The album’s first single “Elevators (Me and You)” provided the first inkling that ‘Kast wasn’t about to release a Southernplayalisticadillacmuzik Part II. Whereas their first album centered mostly on the pimp image that preoccupied so many Southern male teens at the time, “Elevators” introduced audiences to a more somber and reflective sound for the duo. Lyrics that had previously boasted about their affinity for strippers were traded in for more enlightened ones that praised women for more than their bodies. Their newly acquired maturity set the tone for the entire album, as Big Boi and Andre pondered existential subject matter, mortality and a deeper sense of consciousness. Nowhere is this more evident than on the album’s closing track “13th Floor/Growing Old” where the two tackled the prospect of growing older and leaving their mark on the world. It was almost as if the responsibility of suddenly being thrust into the spotlight and getting virtually crowned as the Kings of Southern Hip-Hop forced them to step back, reflect and grow up. Follow-up singles “ATLiens” and “Jazzy Belle” would stay in line with this suddenly woke OutKast, which only served to further establish Big Boi and Andre as gamechangers in the music game.
The album’s title was a portmanteau of “Atlanta” and “aliens,” which reflected their shift in sound to a more otherworldly experience. Though the critically-acclaimed album would eventually be certified double platinum by the RIAA, the shift did initially alienate some of their more hardened fans (a fact that they would later acknowledge on 1998’s Aquemini). Detractors aside, the album marked a groundbreaking shift for the pair, and a highly successful one at that. In addition to the RIAA certification, the album reached the top spot on the Top R&B Albums chart and climbed to No. 2 on the Billboard 200 chart.

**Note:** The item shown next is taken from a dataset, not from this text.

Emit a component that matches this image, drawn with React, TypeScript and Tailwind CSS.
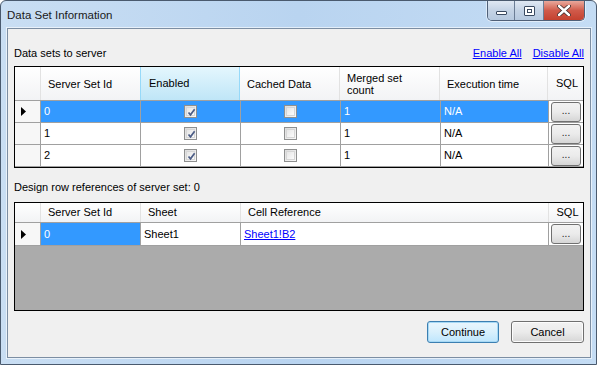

It also marked the first time that they had taken full control of their sound, forming a production group with Mr. DJ known as Earthone Ideas. Though Organized Noize still produced the majority of the album, Earthtone would produce six of the 15 tracks. Fans were also introduced to an ever-evolving Andre, who had abandoned his cornrows and baseball jerseys for turbans and a vegan lifestyle. In all honestly, we could probably write a book on all the ways in which ATLiens changed the game for hip-hop as a whole. Instead, we’ll just direct you to revisit this musical awakening on your own.